Published Dec. 20, 2016

Putting Campaign '16 to bed at last

Well, now what?

Sorehead losers, who have thrived in such graceless abundance since Nov. 8, had been telling anyone who would listen, for more than a year, that Donald Trump could never, ever be elected president of the United States.

Once the election returns were in, the soreheads continued to campaign as if Nov. 8 had never dawned. One by one, the flimsy obstacles erected in the Donald's path fell. The Electoral College was the last obstacle standing, and a learned law professor at Harvard - how infallible can you get? - had confidently assured one and all that there was revolt stirring in the Electoral College.

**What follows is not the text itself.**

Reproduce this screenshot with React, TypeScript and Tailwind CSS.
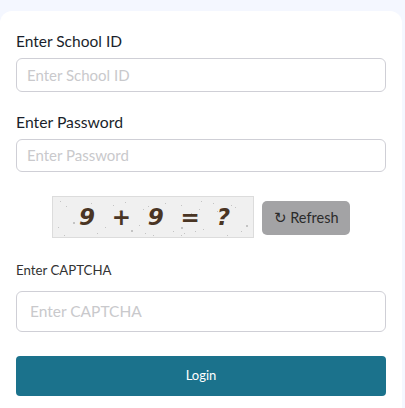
import React from 'react';

const specks = [
  [7, 4, 1], [13, 9, 1], [5, 30, 1], [11, 38, 1], [20, 25, 2], [30, 12, 1], [33, 18, 2], [34, 24, 1], [38, 6, 1], [44, 36, 1], [52, 30, 1],
  [60, 8, 1], [66, 14, 1], [72, 5, 1], [78, 33, 2], [86, 28, 1], [90, 12, 1], [95, 9, 1], [100, 38, 1], [92, 36, 1], [108, 20, 1], [112, 6, 1],
  [120, 34, 1], [128, 8, 1], [134, 24, 1], [128, 38, 1], [138, 16, 1], [146, 12, 1], [150, 32, 1], [128, 30, 2], [131, 36, 1], [160, 6, 1],
  [168, 26, 1], [174, 38, 1], [182, 10, 1], [188, 34, 1], [164, 14, 1], [193, 28, 2], [178, 8, 1], [148, 4, 1], [142, 34, 1],
];

const Field = ({ placeholder, className }: { placeholder: string; className: string }) => (
  <input
    placeholder={placeholder}
    className={`w-full rounded-md border border-[#cfcfd6] bg-white text-[#333] outline-none placeholder:text-[#c9c9cc] ${className}`}
  />
);

export default function App() {
  return (
    <div className="h-[408px] overflow-hidden bg-[#f4f7ff] pr-[3px] pt-[11px] font-['Lato','Noto_Sans',sans-serif]">
      <div className="flex h-full flex-col rounded-t-xl bg-white px-4 pt-5">
        <label className="text-[15.5px] leading-[20px] text-[#1a1f2b]">Enter School ID</label>
        <Field placeholder="Enter School ID" className="mt-[7px] h-[34px] px-[10px] pb-[1px] text-[15px]" />

        <label className="mt-5 text-[15.75px] leading-[20px] text-[#1a1f2b]">Enter Password</label>
        <Field placeholder="Enter Password" className="mt-[7px] h-[33px] px-[10px] pb-[1px] text-[15px]" />

        {/* Captcha row */}
        <div className="mt-6 flex items-center justify-center gap-2">
          <div className="relative flex h-[42px] w-[202px] items-center justify-between border border-[#dcdcdc] bg-[#f0f0f0] pl-[26px] pr-[23px] font-['DejaVu_Sans',sans-serif] text-[23px] font-bold italic text-[#4a3524]">
            <svg className="absolute inset-0" width="200" height="40" viewBox="0 0 200 40">
              {specks.map(([x, y, s], i) => (
                <rect key={i} x={x} y={y} width={s} height={s} fill="#c4c4c4" />
              ))}
            </svg>
            <span className="relative">9</span>
            <span className="relative">+</span>
            <span className="relative">9</span>
            <span className="relative">=</span>
            <span className="relative">?</span>
          </div>
          <button className="mt-[2px] h-[34px] w-[88px] rounded-[5px] bg-[#a3a3a5] text-[14.5px] text-[#2b2b2b]">↻ Refresh</button>
        </div>

        <label className="mt-[23px] text-[13.25px] leading-[18px] text-[#333]">Enter CAPTCHA</label>
        <Field placeholder="Enter CAPTCHA" className="mt-[12px] h-[41px] px-[13px] pb-[1px] text-[15.5px]" />

        <button className="mt-6 h-10 w-full rounded-[4px] bg-[#1b728c] text-[13px] text-white">Login</button>
      </div>
    </div>
  );
}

If only 37 electors could have been persuaded to answer to a higher moral calling, to disavow duty and sit on their hands and ballots, they could have deprived the Donald of his rightful reward. Such a defection would have dropped the electoral threshold below the 270 votes required to elect the president, and have thrown the election into the House of Representatives, where each state would get one vote.

It was not clear in this scheme how that would have changed very much, since the Donald won 30 states and the Republicans hold a comfortable majority in the House, but if you're a Harvard professor you don't have to work things out to a logical formula. The distinguished law professor, Lawrence Lessig, held on to his fantasy to the end. He claimed on the eve of the Electoral College vote that 20 electors were prepared to go rogue, and "some tell me the number is higher than that. It should be more like 30, but I feel confident saying there's at least 20."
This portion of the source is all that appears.